Dann practiced law in Youngstown, Ohio, and became active in Democratic Party politics. He was reprimanded in 2004 by the Ohio Supreme Court for handling a 2002 alimony case without proper preparation.
Dann ran for the Ohio state Senate in the district then comprising Trumbull and Geauga counties. He finished third in the party primary behind eventual winner Tim Ryan and a local township trustee. From 2001 to 2002, Dann served as a member of the Liberty Local School District board of education. After Ryan won election to Congress in 2002, Dann convinced the state Senate's Democratic caucus to appoint him to fill the balance of Ryan's term. He easily won election to a full term in 2004.
Dann was a leading figure in the exposure of a variety of ethics and criminal scandals in the administration of Gov.
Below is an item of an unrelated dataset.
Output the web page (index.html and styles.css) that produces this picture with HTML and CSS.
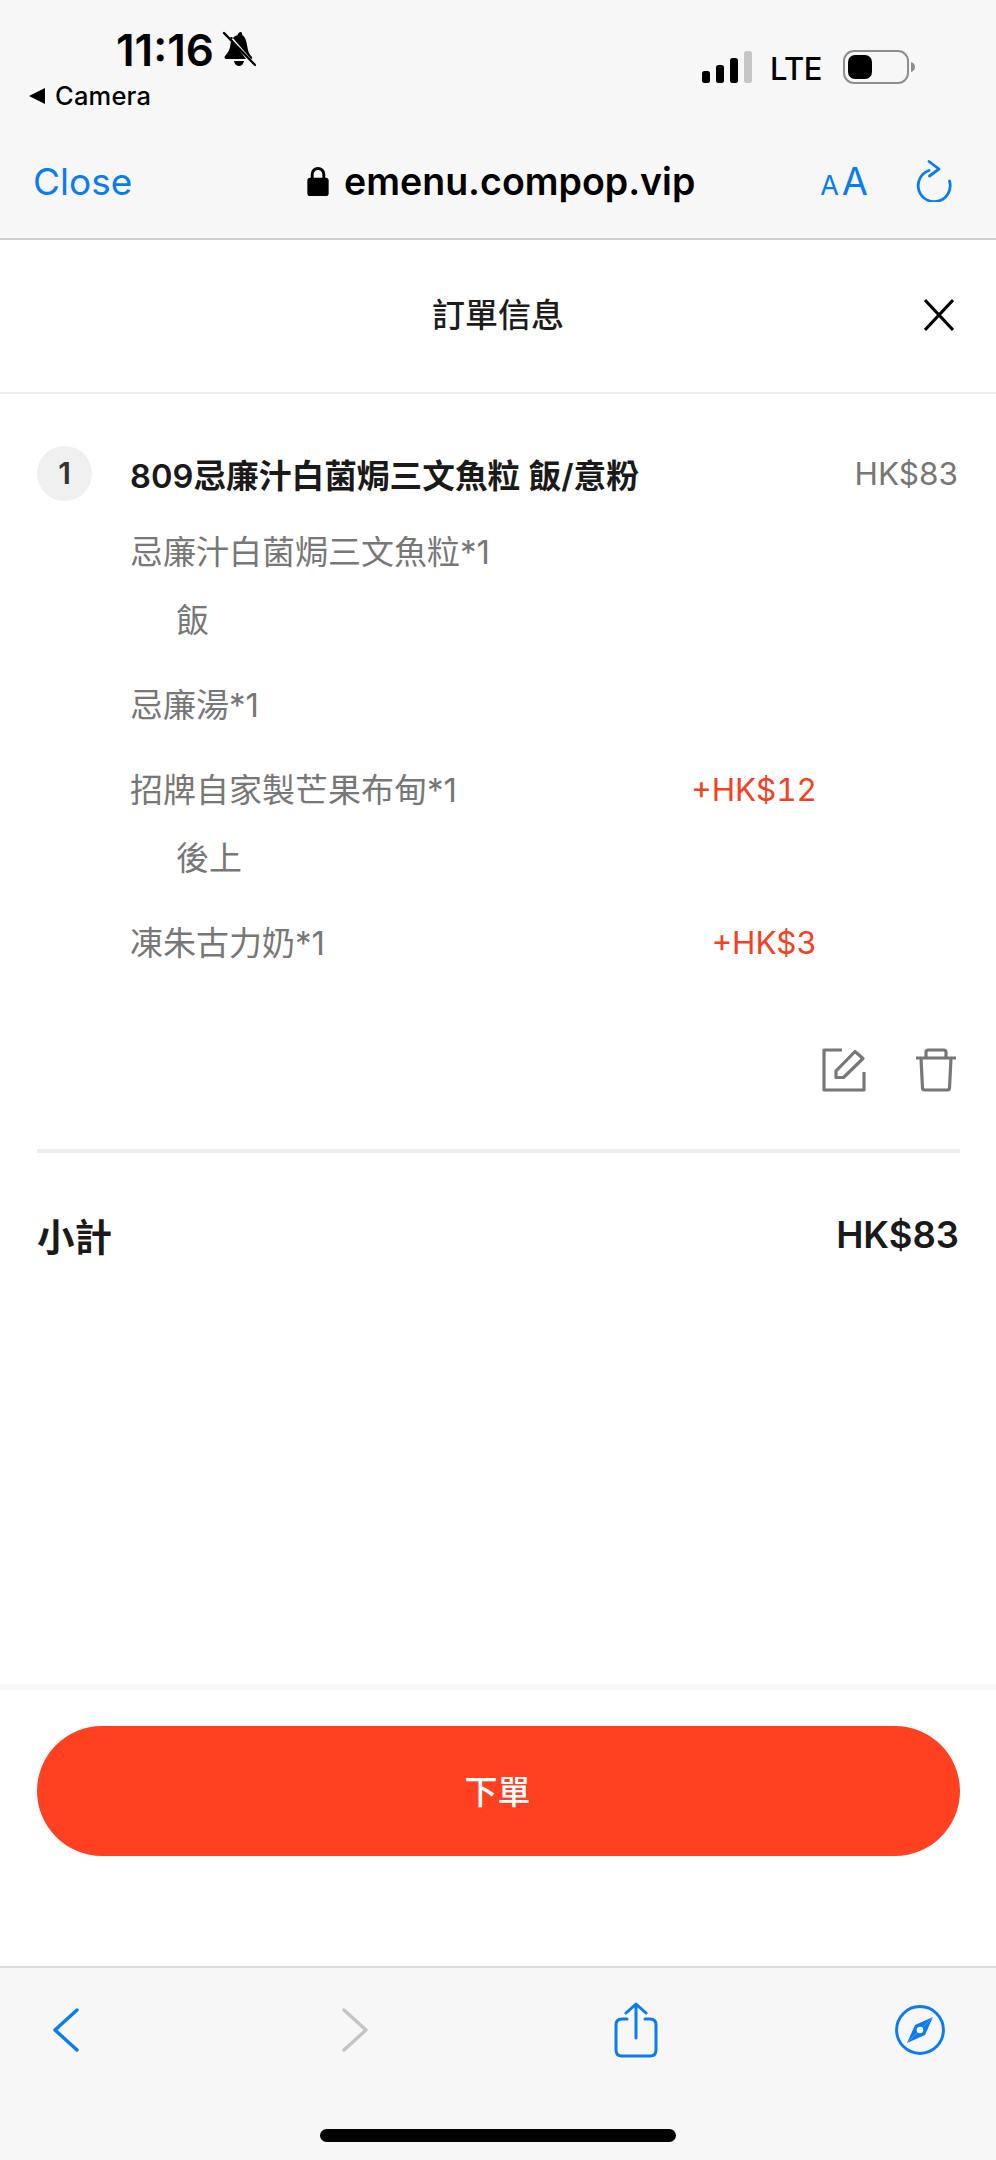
FILE: index.html
```html
<!DOCTYPE html>
<html lang="zh-Hant">
<head>
<meta charset="utf-8">
<title>訂單信息</title>
<link rel="stylesheet" href="styles.css">
</head>
<body>
<div class="screen">
  <header class="chrome">
    <div class="status">
      <div class="status-left">
        <div class="time-row">
          <span class="time">11:16</span>
          <svg class="bell" viewBox="0 0 34 36" width="34" height="36"><path fill="#000" d="M19 1c-2 0-3 1.500-3.500 3C11 5.500 9 9 8.500 13c-.4 5-2 8-5.500 12-1 1.500-.5 3 1.500 3h19.500L8 6l2 0 19 22c1 0 1.500-1 1-2-3-3-4-6-5-12-.7-5-2.500-9-4.500-9.500C20 3 20 1 19 1z"/><path fill="#000" d="M12 30h10c-.5 3-2.500 5-5 5s-4.500-2-5-5z"/><path stroke="#000" stroke-width="2.400" stroke-linecap="round" d="M2 2l31 32"/></svg>
        </div>
        <div class="back-app">
          <svg class="back-tri" viewBox="0 0 16 16" width="16" height="16"><path fill="#000" d="M0 8L16 0v16z"/></svg>
          <span>Camera</span>
        </div>
      </div>
      <div class="status-right">
        <svg class="signal" viewBox="0 0 52 32" width="52" height="32"><rect x="0" y="20" width="8" height="12" rx="2.500" fill="#000"/><rect x="14" y="14" width="8" height="18" rx="2.500" fill="#000"/><rect x="28" y="7" width="8" height="25" rx="2.500" fill="#000"/><rect x="42" y="0" width="8" height="32" rx="2.500" fill="#c6c6c6"/></svg>
        <span class="lte">LTE</span>
        <svg class="battery" viewBox="0 0 72 34" width="72" height="34"><rect x="1" y="1" width="64" height="32" rx="10" fill="none" stroke="#8e8e8e" stroke-width="2"/><rect x="5" y="5" width="24" height="24" rx="7" fill="#000"/><path fill="#8e8e8e" d="M68 12c2.500.5 4 2.500 4 5s-1.500 4.500-4 5z"/></svg>
      </div>
    </div>
    <div class="urlbar">
      <span class="close-link">Close</span>
      <div class="url">
        <svg class="lock" viewBox="0 0 22 32" width="22" height="31"><path fill="none" stroke="#000" stroke-width="3" d="M5 14V8.500a6 6 0 0 1 12 0V14"/><rect x="0" y="12" width="22" height="19" rx="3" fill="#000"/></svg>
        <span>emenu.compop.vip</span>
      </div>
      <div class="url-actions">
        <span class="aa"><span class="aa-s">A</span><span class="aa-l">A</span></span>
        <svg class="reload" viewBox="0 0 36 42" width="36" height="42" fill="none" stroke="#0a7cf0" stroke-width="2.800" stroke-linecap="round" stroke-linejoin="round"><path d="M13 10.500A16 16 0 1 0 33.500 21"/><path d="M13 1.500l10 7.500-9.500 7"/></svg>
      </div>
    </div>
  </header>

  <main class="sheet">
    <div class="sheet-head">
      <h1 class="sheet-title">訂單信息</h1>
      <svg class="sheet-close" viewBox="0 0 30 32" width="30" height="32" fill="none" stroke="#000" stroke-width="3"><path d="M1 1l28 30M29 1L1 31"/></svg>
    </div>

    <section class="order">
      <div class="item-head">
        <span class="badge">1</span>
        <span class="item-name">809忌廉汁白菌焗三文魚粒 飯/意粉</span>
        <span class="item-price">HK$83</span>
      </div>
      <ul class="options">
        <li class="option"><div class="opt-row"><span>忌廉汁白菌焗三文魚粒*1</span></div><div class="opt-sub">飯</div></li>
        <li class="option"><div class="opt-row"><span>忌廉湯*1</span></div></li>
        <li class="option"><div class="opt-row"><span>招牌自家製芒果布甸*1</span><span class="opt-add">+HK$12</span></div><div class="opt-sub">後上</div></li>
        <li class="option"><div class="opt-row"><span>凍朱古力奶*1</span><span class="opt-add">+HK$3</span></div></li>
      </ul>
      <div class="item-actions">
        <svg class="act-edit" viewBox="0 0 44 44" width="44" height="44" fill="none" stroke="#777" stroke-width="3.200" stroke-linejoin="round"><path d="M20 2H2v40h40V24"/><path d="M14 29.500v-6.500L33 3.500l8 7-19.500 19z"/></svg>
        <svg class="act-trash" viewBox="0 0 40 44" width="40" height="44" fill="none" stroke="#777" stroke-width="3.200" stroke-linejoin="round"><path d="M0 10h40"/><path d="M10 9V4q0-2 2-2h16q2 0 2 2v5"/><path d="M5 10l1.500 30q0 2 2.500 2h22q2.500 0 2.500-2L35 10"/></svg>
      </div>
      <div class="subtotal">
        <span>小計</span>
        <span class="subtotal-val">HK$83</span>
      </div>
    </section>

    <div class="submit-bar">
      <button class="submit" type="button">下單</button>
    </div>
  </main>

  <footer class="toolbar">
    <div class="tools">
      <svg class="tool-back" viewBox="0 0 28 44" width="28" height="44" fill="none" stroke="#0a7cf0" stroke-width="3.400" stroke-linecap="round" stroke-linejoin="round"><path d="M25 2L3 22l22 20"/></svg>
      <svg class="tool-fwd" viewBox="0 0 28 44" width="28" height="44" fill="none" stroke="#c4c4c4" stroke-width="3.400" stroke-linecap="round" stroke-linejoin="round"><path d="M3 2l22 20L3 42"/></svg>
      <svg class="tool-share" viewBox="0 0 44 56" width="44" height="56" fill="none" stroke="#0a7cf0" stroke-width="3" stroke-linecap="round" stroke-linejoin="round"><path d="M13 17H8q-6 0-6 6v25q0 6 6 6h28q6 0 6-6V23q0-6-6-6h-5"/><path d="M22 36V2M12 11l10-9 10 9"/></svg>
      <svg class="tool-compass" viewBox="0 0 50 50" width="50" height="50"><circle cx="25" cy="25" r="23.400" fill="none" stroke="#0a7cf0" stroke-width="3"/><path fill="#0a7cf0" d="M38 12L12 38l8-18z"/><path fill="#0a7cf0" d="M38 12L12 38l18-8z"/><circle cx="25" cy="25" r="3.300" fill="#f7f7f7"/></svg>
    </div>
    <div class="home-bar"></div>
  </footer>
</div>
</body>
</html>
```

FILE: styles.css
```css
* { box-sizing: border-box; }
html, body { margin: 0; padding: 0; background: #fff; }
body { font-family: Inter, "Noto Sans CJK TC", "Noto Sans", sans-serif; }
.screen { width: 996px; height: 2160px; display: flex; flex-direction: column; overflow: hidden; }

.chrome { height: 240px; background: #f7f7f7; border-bottom: 2px solid #cfcfcf; flex: none; }
.status { height: 135px; display: flex; justify-content: space-between; padding: 30px 0 0 29px; }
.time-row { display: flex; align-items: center; gap: 8px; margin-left: 87px; height: 40px; }
.time { font-size: 44px; font-weight: 600; line-height: 40px; color: #000; }
.bell { margin-top: -2px; }
.back-app { display: flex; align-items: center; gap: 10px; margin-top: 11px; font-size: 25.500px; font-weight: 500; color: #000; line-height: 30px; letter-spacing: .2px; }
.status-right { display: flex; align-items: center; height: 34px; margin-top: 20px; padding-right: 81px; }
.signal { margin-right: 16px; }
.lte { font-size: 31px; font-weight: 500; letter-spacing: -.5px; margin-right: 21px; margin-top: 2px; color: #000; }
.urlbar { display: flex; align-items: center; height: 92px; padding: 0 44px 0 33px; justify-content: space-between; }
.close-link { font-size: 37px; color: #0a7cf0; }
.url { display: flex; align-items: center; gap: 15px; font-size: 37.500px; font-weight: 600; color: #000; margin-left: 50px; }
.url-actions { display: flex; align-items: center; gap: 48px; }
.aa { color: #0a7cf0; display: flex; align-items: baseline; gap: 3px; }
.aa-s { font-size: 27px; }
.aa-l { font-size: 38px; }
.sheet { flex: 1; display: flex; flex-direction: column; background: #fff; min-height: 0; border-bottom: 2px solid #dcdcdc; }
.sheet-head { height: 154px; display: flex; align-items: center; justify-content: center; position: relative; border-bottom: 2px solid #eeeeee; flex: none; padding-bottom: 6px; }
.sheet-title { margin: 0; font-size: 33px; font-weight: 500; color: #1c1c1c; }
.sheet-close { position: absolute; right: 42px; top: 59px; }

.order { flex: 1; padding: 51px 36px 0 37px; min-height: 0; }
.item-head { display: flex; align-items: center; height: 56px; }
.badge { width: 55px; height: 55px; border-radius: 50%; background: #f0f0f0; color: #333; font-size: 30px; font-weight: 600; display: flex; align-items: center; justify-content: center; flex: none; }
.item-name { margin-left: 38px; font-size: 32.700px; font-weight: 600; color: #1a1a1a; flex: 1; }
.item-price { font-size: 31.500px; color: #777; margin-right: 2px; }
.options { list-style: none; margin: 28px 0 0 93px; padding: 0; color: #777; font-size: 33px; }
.option { margin-bottom: 39px; }
.opt-row { display: flex; justify-content: space-between; width: 687px; height: 46px; line-height: 46px; }
.opt-sub { margin: 22px 0 0 46px; height: 46px; line-height: 46px; }
.opt-add { color: #f4411f; font-size: 31.500px; font-variant-numeric: tabular-nums; }
.item-actions { display: flex; justify-content: flex-end; gap: 50px; padding-right: 4px; margin-top: 82px; }
.subtotal { display: flex; justify-content: space-between; align-items: center; border-top: 4px solid #eeeeee; margin-top: 57px; height: 167px; font-size: 37.500px; font-weight: 600; color: #1a1a1a; padding-right: 1px; }
.subtotal-val { font-size: 36.500px; }
.submit-bar { flex: none; height: 282px; border-top: 6px solid #f8f8f8; padding: 36px 36px 0 37px; }
.submit { display: block; width: 100%; height: 130px; border: 0; border-radius: 65px; background: #ff4122; color: #fff; font: 500 33px Inter, "Noto Sans CJK TC", sans-serif; padding: 0 2px 3px 0; }

.toolbar { height: 192px; flex: none; background: #f7f7f7; }
.tools { display: flex; align-items: center; height: 123px; padding-left: 52px; }
.tool-fwd { margin-left: 261px; }
.tool-share { margin-left: 245px; }
.tool-compass { margin-left: 237px; }
.home-bar { width: 356px; height: 13px; border-radius: 7px; background: #000; margin: 38px auto 0; }
```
Bob Taft, who became the first sitting governor in Ohio history to plead guilty to a crime. Dann was a leading critic of "Coingate," an investment plan in which $50 million of the state's workers compensation reserve fund was given to Tom Noe, a politically connected coin dealer. When the Coingate scandal broke, Taft, who was a regular golf partner of Noe's, denied having knowledge of the Bureau of Workers Compensation (BWC) decision to invest money in Noe's coin funds. Sen. Dann demanded, then sued to see memos, e-mails, and other communications transmitted between Gov. Taft's office and the BWC.
Dann was also a vociferous critic of then-Attorney General Jim Petro, a Republican, who had been notified by the Securities And Exchange Commission more than two years earlier that the SEC had serious reservations about investment practices at the BWC. Dann charged that Petro ignored those warnings and the misuse of funds at the agency continued unabated until the Toledo Blade and Dann began to expose the corruption.